Сам же Нельсон без большой охоты перешел на борт фрегата «Амфион» под командованием капитана Харди и двинулся в сторону Португалии. Почти на всем пути сильно штормило, погода стояла
«Твой дорогой мне портрет и портрет Горации уже висят на стене, — пишет он Эмме. — Стоит только посмотреть на них, и сразу чувствуешь себя лучше. Тут все пьют за твое здоровье». А вот строки из другого письма, отправленного чуть ранее: «Все время думаю о вас обеих. Сердце выпрыгнуть из груди готово… Я ничуть не сомневаюсь, нам предстоит новая встреча во здравии, чести и преуспеянии, и проживем мы долго-долго, до самой старости… Бог милосерден, и мудрость Его соединит нас… Твой верный и любящий, до самой смерти, а можно было бы, так и дольше, друг».
Такого рода письма шли сплошной чередой, безостановочно.
«Дорогая моя, любимая, сказать, что я думаю о тебе день и ночь, значит, выразить слишком малую долю тех чувств, которые я испытываю… Ни мыслью, ни словом, ни делом я не способен причинить тебе хоть малейший вред, все богатства Перу я отдам за единый миг с тобою… Родная моя, любимая, от одной мысли, какое ты даришь мне счастье с самого момента нашей первой благословенной захватывающей встречи, у меня кровь в голову бросается… Всегда, навсегда твой, только твой, в этом и ином мире, Нельсон-и-Бронте… навсегда, навсегда безраздельно твой Нельсон».

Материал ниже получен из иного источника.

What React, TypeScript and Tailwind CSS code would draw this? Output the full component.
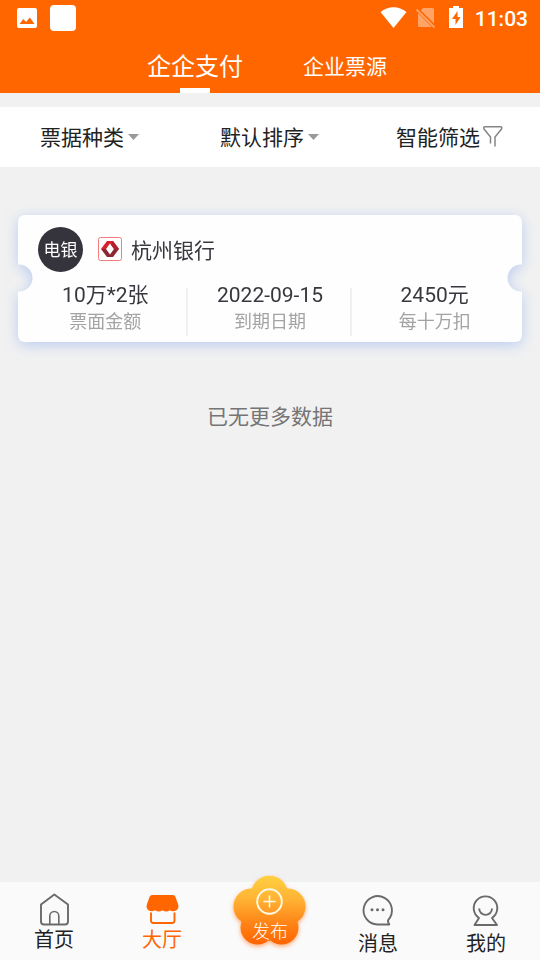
import { useState } from 'react';
import type { ReactNode } from 'react';

function StatusBar() {
  return (
    <div className="flex h-9 items-center justify-between pl-4 pr-3 text-white">
      <div className="flex items-center gap-3">
        <svg width="22" height="22" viewBox="0 0 22 22" aria-hidden="true">
          <path
            fill="currentColor"
            fillRule="evenodd"
            d="M3 1h16a2 2 0 0 1 2 2v16a2 2 0 0 1-2 2H3a2 2 0 0 1-2-2V3a2 2 0 0 1 2-2ZM3.500 17h15l-4.700-6.500-3.800 4.500-2.700-3Z"
          />
        </svg>
        <span className="size-[26px] rounded bg-white" />
      </div>
      <div className="flex items-center">
        <svg width="28" height="24" viewBox="0 0 28 24" aria-hidden="true">
          <path fill="currentColor" d="M1.500 6C9-.3 20-.3 27.500 6L14.500 22Z" />
        </svg>
        <svg className="ml-2 opacity-40" width="22" height="24" viewBox="0 0 22 24" aria-hidden="true">
          <path fill="currentColor" d="M8 2h9.500a1.500 1.500 0 0 1 1.500 1.500v14L5.800 4.300ZM3 7 16.800 21H4.500A1.500 1.500 0 0 1 3 19.500Z" />
          <path stroke="currentColor" strokeWidth="1.800" d="m1.500 3.500 18 18" />
        </svg>
        <svg className="ml-2" width="22" height="24" viewBox="0 0 22 24" aria-hidden="true">
          <path
            fill="currentColor"
            fillRule="evenodd"
            d="M8 0h6v2h4v20H4V2h4ZM12.500 5 7 13h3.500v6L15.500 11h-3Z"
          />
        </svg>
        <span className="ml-2 pt-0.5 font-['Roboto',sans-serif] text-[21px] leading-6 font-medium">11:03</span>
      </div>
    </div>
  );
}

const tabs = ['企企支付', '企业票源'];

function Tabs() {
  const [active, setActive] = useState(0);
  return (
    <div role="tablist" className="flex h-[57px] justify-center text-white">
      {tabs.map((tab, i) => (
        <button
          key={tab}
          type="button"
          role="tab"
          aria-selected={active === i}
          onClick={() => setActive(i)}
          className="flex w-[150px] flex-col items-center justify-between"
        >
          <span className={active === i ? 'pt-3 text-2xl leading-[38px]' : 'pt-3 text-[21px] leading-[38px]'}>{tab}</span>
          <span className={active === i ? 'h-[5px] w-[30px] bg-white' : 'h-[5px] w-[30px]'} />
        </button>
      ))}
    </div>
  );
}

function FilterSelect({ label }: { label: string }) {
  return (
    <label className="flex flex-1 items-center justify-center gap-1">
      <select aria-label={label} className="w-[84px] appearance-none bg-transparent p-0 pt-0.5 leading-8">
        <option>{label}</option>
      </select>
      <svg width="12" height="8" viewBox="0 0 12 8" aria-hidden="true">
        <path fill="#999" d="M0 1h11L5.500 7Z" />
      </svg>
    </label>
  );
}

function FilterBar() {
  return (
    <div className="mt-3.5 flex h-15 bg-white text-[21px] text-[#222]">
      <FilterSelect label="票据种类" />
      <FilterSelect label="默认排序" />
      <button type="button" className="flex flex-1 items-center justify-center gap-0.5 leading-8">
        <span className="pt-0.5">智能筛选</span>
        <svg width="22" height="24" viewBox="0 0 22 24" fill="none" stroke="#858585" strokeWidth="1.500" aria-hidden="true">
          <path d="M8.500 18.500V12L2 4Q1 1.800 3 1.800H18.500Q20.500 1.800 19.500 4L13 12V21.500" />
        </svg>
      </button>
    </div>
  );
}

function BankLogo() {
  return (
    <svg width="24" height="24" viewBox="0 0 24 24" aria-hidden="true">
      <rect x=".5" y=".5" width="23" height="23" rx="2" fill="#fffdfd" stroke="#f47c7c" />
      <path fill="#d8202c" d="M9 4h6l6 8h-5l-4-5.500L8 12H3Z" />
      <path fill="#8c2633" d="M3 12h5l4 5.500 4-5.500h5l-6 8H9Z" />
      <path fill="#b3202c" d="m15 4 6 8h-5l-3-4Z" />
    </svg>
  );
}

const facts = [
  { value: '10万*2张', label: '票面金额' },
  { value: '2022-09-15', label: '到期日期' },
  { value: '2450元', label: '每十万扣' },
];

function TicketCard() {
  return (
    <article className="mx-[18px] mt-12 drop-shadow-[0_3px_7px_rgba(150,180,240,0.6)]">
      <div className="rounded-md bg-[#fefefe] px-[5px] pt-3 pb-1.5 text-[#38373e] [mask-image:radial-gradient(circle_at_1px_63px,transparent_13px,black_14px),radial-gradient(circle_at_calc(100%_-_1px)_63px,transparent_13px,black_14px)] [mask-position:left,right] [mask-repeat:no-repeat] [mask-size:51%_100%]">
        <div className="flex items-center px-[15px]">
          <span className="flex size-[45px] items-center justify-center rounded-full bg-[#35343c] pt-0.5 text-[17px] text-white">
            电银
          </span>
          <span className="ml-[15px] pb-0.5">
            <BankLogo />
          </span>
          <h2 className="ml-[9px] pt-0.5 text-[21px] leading-8">杭州银行</h2>
        </div>
        <dl className="mt-2.5 flex items-end">
          {facts.map((fact, i) => (
            <div key={fact.label} className="flex flex-1 items-end">
              {i > 0 && <span className="-ml-0.5 h-12 w-0.5 bg-[#f0f0f2]" />}
              <div className="flex flex-1 flex-col items-center">
                <dt className="order-2 text-lg leading-7 text-[#a3a3a3]">{fact.label}</dt>
                <dd className="text-[21px] leading-[26px]">{fact.value}</dd>
              </div>
            </div>
          ))}
        </dl>
      </div>
    </article>
  );
}

function HomeIcon() {
  return (
    <svg width="36" height="34" viewBox="0 0 36 34" fill="none" stroke="#6a6a6a" strokeWidth="1.900" strokeLinejoin="round" aria-hidden="true">
      <path d="M18.300 2.500 32 12.500V29.500Q32 32.500 29 32.500H8Q5 32.500 5 29.500V12.500Z" />
      <path d="M13.800 32.500V24a4.500 4.500 0 0 1 9 0v8.500" strokeWidth="1.600" />
    </svg>
  );
}

function HallIcon() {
  return (
    <svg width="36" height="34" viewBox="0 0 36 34" fill="none" aria-hidden="true">
      <path
        fill="#ff6600"
        d="M8 3h21q1.500 0 2.300 1.500l2.700 7.500q1.500 4.500-1.800 6.500-3.500 1.600-6.300-.3-3.700 2.600-7.400 0-3.700 2.600-7.400 0-3 1.900-6.300.3Q1.500 16.500 3 12l2.700-7.500Q6.500 3 8 3Z"
      />
      <path stroke="#ff6600" strokeWidth="1.900" d="M7 20.500V28.500Q7 31 9.500 31H28Q30.500 31 30.500 28.500V20.500" />
    </svg>
  );
}

function MessageIcon() {
  return (
    <svg width="36" height="38" viewBox="0 0 36 38" fill="none" stroke="#6a6a6a" strokeWidth="1.900" strokeLinejoin="round" aria-hidden="true">
      <path d="M17.500 32.500A14.200 14.200 0 1 1 28.300 27.800Q27.300 29.500 29.300 32.500Z" />
      <g fill="#6a6a6a" stroke="none">
        <circle cx="12" cy="17.700" r="1.500" />
        <circle cx="17.500" cy="17.700" r="1.500" />
        <circle cx="23" cy="17.700" r="1.500" />
      </g>
    </svg>
  );
}

function ProfileIcon() {
  return (
    <svg width="36" height="38" viewBox="0 0 36 38" fill="none" stroke="#6a6a6a" strokeWidth="1.900" strokeLinejoin="round" aria-hidden="true">
      <path d="M11 26A11.800 11.800 0 1 1 24 26L29 33H6.500Z" />
      <path d="M11.200 16.500a6.400 6.400 0 0 0 12.800 0" />
    </svg>
  );
}

function NavItem({ icon, label, active }: { icon: ReactNode; label: string; active?: boolean }) {
  return (
    <a
      href="#"
      aria-current={active ? 'page' : undefined}
      className={
        active
          ? 'flex flex-1 flex-col items-center text-xl leading-7 text-[#ff6600]'
          : 'flex flex-1 flex-col items-center text-xl leading-7 text-[#222]'
      }
    >
      {icon}
      {label}
    </a>
  );
}

function PublishButton() {
  return (
    <div className="relative flex flex-1 justify-center">
      <button type="button" className="absolute -top-5 flex h-22 w-21 flex-col items-center justify-end pb-4 text-lg leading-6 text-white">
        <svg className="absolute inset-0" width="84" height="88" viewBox="0 0 84 88" aria-hidden="true">
          <defs>
            <linearGradient id="petals" gradientUnits="userSpaceOnUse" x1="0" y1="4" x2="0" y2="72">
              <stop offset="0" stopColor="#ffd042" />
              <stop offset=".35" stopColor="#ffb233" />
              <stop offset=".7" stopColor="#ff8316" />
              <stop offset="1" stopColor="#ff6500" />
            </linearGradient>
          </defs>
          <g fill="url(#petals)" className="drop-shadow-[0_2px_2px_rgba(255,102,0,0.5)]">
            <circle cx="41.500" cy="22" r="18.300" />
            <circle cx="23.500" cy="34.500" r="18" />
            <circle cx="59.500" cy="34.500" r="18" />
            <circle cx="29.500" cy="55.500" r="17" />
            <circle cx="53.500" cy="55.500" r="17" />
            <path d="M24 16.500h35L70 50 41.500 69 13 50Z" />
          </g>
          <g fill="none" stroke="#fffbe8">
            <circle cx="41.500" cy="29.500" r="12.300" strokeWidth="1.900" />
            <path d="M41.500 23.500v12M35.500 29.500h12" strokeWidth="1.500" />
          </g>
        </svg>
        <span className="relative font-light">发布</span>
      </button>
    </div>
  );
}

function BottomNav() {
  return (
    <nav className="flex h-[78px] bg-[#fafafa] pt-2.5">
      <NavItem icon={<HomeIcon />} label="首页" />
      <NavItem icon={<HallIcon />} label="大厅" active />
      <PublishButton />
      <NavItem icon={<MessageIcon />} label="消息" />
      <NavItem icon={<ProfileIcon />} label="我的" />
    </nav>
  );
}

export default function App() {
  return (
    <div className="flex min-h-screen flex-col bg-[#f1f1f1] font-['Roboto','Noto_Sans_CJK_SC',sans-serif]">
      <header className="bg-[#ff6600]">
        <StatusBar />
        <Tabs />
      </header>
      <main className="flex-1">
        <FilterBar />
        <TicketCard />
        <p className="mt-[59px] text-center text-[21px] leading-8 text-[#757575]">已无更多数据</p>
      </main>
      <BottomNav />
    </div>
  );
}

Помимо писем Эмме Нельсон сочинил развернутый план войны на Средиземноморье, отослав его, вместе с докладом о прибытии на Сицилию и оказанном там теплом приеме, премьер-министру. Из Сицилии Нельсон проследовал в Неаполь, где не рискнул спуститься на берег: французы, уже высадившие десанты в Южной Италии (Бриндизи, Отранто, Таранто), могли бы истолковать его действия как провокацию.
8 июля «Амфион» оказался в виду Тулона, а вскоре к нельсоновской эскадре подошла и «Виктория», и капитан Харди принял флагман от капитана Саттона. Саттон Нельсону нравился, и все же на посту командира флагманского корабля Харди устраивал его, как никто другой.

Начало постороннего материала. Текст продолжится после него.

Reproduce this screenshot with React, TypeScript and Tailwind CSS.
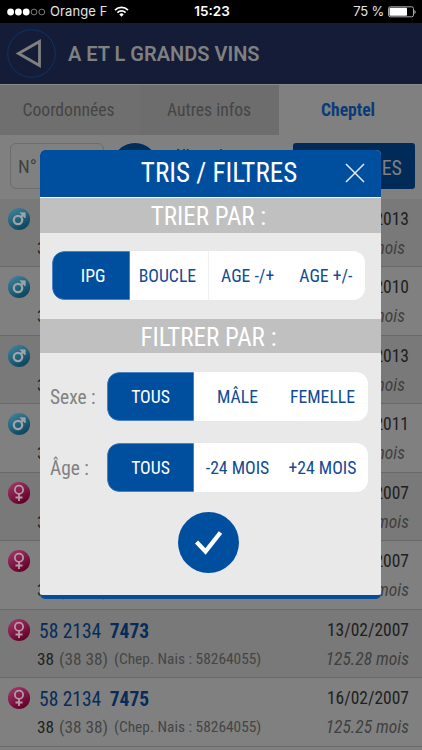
import { clsx } from 'clsx';

type Sex = 'male' | 'female';

interface Animal {
    sex: Sex;
    country: string;
    num: string;
    work: string;
    date: string;
    age: string;
}

const animals: Animal[] = [
    { sex: 'male', country: '58 2134', num: '7467', work: '38', date: '13/02/2013', age: '53.25 mois' },
    { sex: 'male', country: '58 2134', num: '7468', work: '38', date: '16/02/2010', age: '89.25 mois' },
    { sex: 'male', country: '58 2134', num: '7469', work: '38', date: '13/02/2013', age: '53.25 mois' },
    { sex: 'male', country: '58 2134', num: '7470', work: '38', date: '16/02/2011', age: '77.25 mois' },
    { sex: 'female', country: '58 2134', num: '7471', work: '38', date: '13/02/2007', age: '125.28 mois' },
    { sex: 'female', country: '58 2134', num: '7472', work: '38', date: '13/02/2007', age: '125.28 mois' },
    { sex: 'female', country: '58 2134', num: '7473', work: '38', date: '13/02/2007', age: '125.28 mois' },
    { sex: 'female', country: '58 2134', num: '7475', work: '38', date: '16/02/2007', age: '125.25 mois' },
];

function StatusBar() {
    return (
        <div className="relative flex h-[23px] items-center justify-between bg-black pl-[7px] pr-[6px] font-[Inter,sans-serif] text-[13px] text-[#e4e4e4]">
            <div className="flex items-center">
                <svg width="39" height="8" viewBox="0 0 39 8">
                    <circle cx="3.6" cy="4" r="3.4" fill="#fff" />
                    <circle cx="11.4" cy="4" r="3.4" fill="#fff" />
                    <circle cx="19.2" cy="4" r="3.4" fill="#fff" />
                    <circle cx="27" cy="4" r="2.9" fill="none" stroke="#999" strokeWidth="0.8" />
                    <circle cx="34.8" cy="4" r="2.9" fill="none" stroke="#999" strokeWidth="0.8" />
                </svg>
                <span className="ml-[4px] mt-px tracking-[0.1px]">Orange F</span>
                <svg className="ml-[6px]" width="15" height="11" viewBox="0 0 15 11" fill="none" stroke="#fff" strokeWidth="1.7">
                    <path d="M1 4.1a9.2 9.2 0 0 1 13 0" />
                    <path d="M3.4 6.6a5.8 5.8 0 0 1 8.2 0" />
                    <path d="M7.5 10.7 5.3 8.4a3.1 3.1 0 0 1 4.4 0z" fill="#fff" stroke="none" />
                </svg>
            </div>
            <span className="absolute left-[2px] right-0 text-center text-[13.5px] font-semibold text-white">15:23</span>
            <div className="flex items-center">
                <span className="mt-px tracking-[-0.2px]">75 %</span>
                <svg className="ml-[4px]" width="28" height="12" viewBox="0 0 28 12">
                    <rect x="0.5" y="0.8" width="25" height="10" rx="1.8" fill="none" stroke="#aaa" />
                    <rect x="1.5" y="1.8" width="17.5" height="8" rx="0.8" fill="#fff" />
                    <path d="M26.5 4v4c1.4-.4 1.4-3.6 0-4z" fill="#ccc" />
                </svg>
            </div>
        </div>
    );
}

function SexIcon({ sex }: { sex: Sex }) {
    const male = sex === 'male';
    return (
        <svg width="24" height="24" viewBox="0 0 24 24">
            <defs>
                <linearGradient id={sex} x1="0" y1="0" x2="0.6" y2="1">
                    <stop offset="0" stopColor={male ? '#4788a1' : '#a63d70'} />
                    <stop offset="1" stopColor={male ? '#0c465f' : '#640029'} />
                </linearGradient>
            </defs>
            <circle cx="12" cy="12" r="11.1" fill={`url(#${sex})`} />
            {male ? (
                <g fill="none" stroke="#9aa5aa" strokeWidth="2.3">
                    <circle cx="11" cy="13" r="4.2" />
                    <path d="m14 10 2.5-2.5" />
                    <path d="M13 5.8h5.2v5.2z" fill="#9aa5aa" strokeWidth="0.8" />
                </g>
            ) : (
                <g fill="none" stroke="#b79aa5" strokeWidth="1.8">
                    <circle cx="12" cy="8.8" r="4.1" />
                    <path d="M12 13v7M8.5 16.5h7" />
                </g>
            )}
        </svg>
    );
}

function Row({ animal, odd }: { animal: Animal; odd: boolean }) {
    return (
        <div className={clsx('flex h-[68.5px] shrink-0 border-b border-[#696969] pl-[7px] pr-[13px]', odd ? 'bg-[#808080]' : 'bg-[#797979]')}>
            <div className="w-[24px] shrink-0 pt-[8px]">
                <SexIcon sex={animal.sex} />
            </div>
            <div className="flex-1 whitespace-nowrap">
                <div className="mt-[10px] pl-[8px] text-[19.5px] leading-[24px] text-[#072c59]">
                    {animal.country} <b className="ml-[4px] font-bold">{animal.num}</b>
                </div>
                <div className="mt-[4px] flex items-center pl-[6px] text-[17.3px] leading-[22px] text-[#454545]">
                    <span className="text-[#222]">{animal.work}</span>
                    <span className="ml-[5px]">(38 38)</span>
                    <span className="ml-[6px] text-[15.4px]">(Chep. Nais : 58264055)</span>
                </div>
            </div>
            <div className="text-right text-[17.5px]">
                <div className="mt-[9px] leading-[22px] text-[#202020]">{animal.date}</div>
                <div className={clsx('mt-[7px] italic leading-[22px] text-[#404040]', animal.sex === 'male' && 'pr-[4px]')}>{animal.age}</div>
            </div>
        </div>
    );
}

function Segments({ items, className }: { items: string[]; className?: string }) {
    return (
        <div className={clsx('grid h-[49px] auto-cols-fr grid-flow-col overflow-hidden rounded-[12px] bg-white text-[17.7px] text-[#124c93]', className)}>
            {items.map((item, i) => (
                <button
                    key={item}
                    className={clsx(
                        'flex items-center justify-center whitespace-nowrap pt-[2px]',
                        i === 0 && 'rounded-l-[12px] border border-[#4d83bd] bg-[#004f9f] text-white',
                        i === 0 && items.length === 4 && 'pl-[4px]',
                        i === 1 && items.length === 4 && 'border-r border-[#f0f0f0] pr-[3px]',
                        i === 2 && items.length === 3 && 'pr-[4px]'
                    )}
                >
                    {item}
                </button>
            ))}
        </div>
    );
}

function FilterModal() {
    return (
        <div className="absolute left-[40px] top-[150px] h-[449px] w-[341px] overflow-hidden rounded-[5px] border-b-4 border-[#074c98] bg-[#e9e9e9]">
            <div className="relative flex h-[48px] items-center justify-center border-b border-white bg-[#004f9f] text-[27px] text-white">
                <span className="pl-[17px]">TRIS / FILTRES</span>
                <svg className="absolute right-[16px] top-[13px]" width="20" height="20" viewBox="0 0 20 20" stroke="#e5eef8" strokeWidth="1.5">
                    <path d="m1 1 18 18M19 1 1 19" />
                </svg>
            </div>
            <div className="flex h-[35px] items-center justify-center bg-[#c0c0c0] pr-[4px] pt-[3px] text-[25px] text-white">TRIER PAR :</div>
            <div className="px-[12px] pb-[19px] pt-[18px]">
                <Segments items={['IPG', 'BOUCLE', 'AGE -/+', 'AGE +/-']} className="w-[313px]" />
            </div>
            <div className="flex h-[34px] items-center justify-center bg-[#c0c0c0] pr-[4px] pt-[3px] text-[25px] text-white">FILTRER PAR :</div>
            <div className="flex items-center pl-[10px] pt-[19px] text-[19.4px] text-[#828282]">
                <span className="w-[57px] pt-[2px]">Sexe :</span>
                <Segments items={['TOUS', 'MÂLE', 'FEMELLE']} className="w-[261px]" />
            </div>
            <div className="flex items-center pl-[10px] pt-[22px] text-[19.4px] text-[#828282]">
                <span className="w-[57px] pt-[2px]">Âge :</span>
                <Segments items={['TOUS', '-24 MOIS', '+24 MOIS']} className="w-[261px]" />
            </div>
            <button className="ml-[138px] mt-[20px] flex h-[61px] w-[61px] items-center justify-center rounded-full bg-[#004f9f]">
                <svg width="28" height="26" viewBox="0 0 28 26" fill="none" stroke="#fff" strokeWidth="4.4">
                    <path d="M1.5 12 10.5 21.5 25.5 2.5" />
                </svg>
            </button>
        </div>
    );
}

export default function App() {
    return (
        <div className="relative flex h-[750px] w-[422px] flex-col overflow-hidden bg-[#808080] font-[Roboto,sans-serif] font-stretch-condensed">
            <StatusBar />
            <header className="flex h-[61px] shrink-0 items-center bg-[#141c38] pl-[7px]">
                <svg width="49" height="49" viewBox="0 0 49 49" fill="none">
                    <circle cx="24.5" cy="24.5" r="23.8" stroke="#0c3568" />
                    <path d="M11.5 24.5 32.5 12.5v24z" stroke="#808080" strokeWidth="2.8" />
                </svg>
                <h1 className="ml-[12px] text-[20px] font-semibold text-[#808080] font-stretch-[94%]">A ET L GRANDS VINS</h1>
            </header>
            <nav className="flex h-[51px] shrink-0 border-t border-[#8a8a8a] text-[17.6px] text-[#454545]">
                <div className="flex w-[140px] items-center justify-center bg-[#6f6f6f] pr-[3px]">Coordonnées</div>
                <div className="flex w-[139px] items-center justify-center bg-[#6d6d6d] pr-px">Autres infos</div>
                <div className="flex flex-1 items-center justify-center bg-[#808080] pr-[5px] font-bold text-[#0a3b77]">Cheptel</div>
            </nav>
            <div className="flex h-[63.5px] shrink-0 items-start px-[10px] pr-[7px] pt-[8px]">
                <div className="flex h-[46px] w-[94px] items-center rounded-[6px] border border-[#6c6c6c] pl-[7px] pt-[2px] text-[19px] text-[#404040]">N°</div>
                <div className="ml-[8px] h-[46px] w-[46px] rounded-full bg-[#002d5c]"></div>
                <div className="ml-[18px] mt-[1px] w-[117px] text-[16px] text-[#202020]">Nb vaches</div>
                <button className="flex h-[46px] w-[122px] items-center justify-end rounded-[3px] bg-[#002a57] pr-[13px] pt-[3px] text-[20px] text-[#808080]">TRIS/FILTRES</button>
            </div>
            {animals.map((a, i) => (
                <Row key={a.num} animal={a} odd={i % 2 === 1} />
            ))}
            <FilterModal />
        </div>
    );
}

— Почему так получается, — заговорил он однажды с ним, — мы с вами никогда не спорим, в то время как другие капитаны всегда начинают с возражений?
— Все дело в том, сэр, — с обезоруживающей простотой ответил Харди, — что я всегда был первым лейтенантом, когда вы предпочитали быть капитаном, и стал капитаном, когда вам взбрело в голову сделаться адмиралом».
Задачей Нельсона как адмирала было удерживать французские корабли на тулонском рейде, а если они попытаются выйти в открытое море — «уничтожить». Так гласил приказ адмиралтейства. Ему вменялось в обязанность также прикрывать от возможного нападения Гибралтар и Мальту и препятствовать дальнейшему продвижению французов на территорию Королевства Обеих Сицилий. Нельсон вполне отдавал себе отчет в важности поставленной перед ним задачи. Ведь если дать французскому флоту выскользнуть из Средиземного моря, если позволить другим кораблям противника, стоящим в гаванях Финистера, на западе Испании, Ла-Манша и Северного моря, уйти из-под бдительного ока Корнуоллиса и Кейта, Бонапарт вполне может высадить свою великую армию, насчитывающую, по слухам, 120 тысяч штыков, на берегах Британии.
Задача являлась не только важной, но и исключительно трудной. «Даже летом у нас здесь что ни неделя, то шторм, а через день сильное волнение, — сетует он в письме к Эмме, порывавшейся к нему на Средиземное море, а он, как бы ни скучал и ни стремился с ней увидеться, всячески ее отговаривал, понимая всю невозможность этого предприятия. — Ты здесь не выдержишь… К тому же именно я приказал не допускать женщин на борт «Виктории». Выходит, я первый же свой приказ и нарушаю?»
Вскоре ветер утих, выглянуло солнце, и дни потекли даже с некоторой приятностью. Адмирал вставал в пять утра, два часа гулял по палубе, потом завтракал — горячие булочки, тосты, холодный язык, чай. Затем — письма и чтение. Чтобы не перегружать зрение, читали ему главным образом капеллан и переводчик, Александр Скотт, в чьи обязанности, собственно, и входило чтение писем, обнаруженных на захваченных судах противника, статей из французской, испанской и итальянской прессы, а также «Нейвл кроникл», «Юропин мэгэзин» и «Мансли критикал ревью» — изданий, регулярно доставлявшихся в Мертон, а оттуда — к нему, на флагман.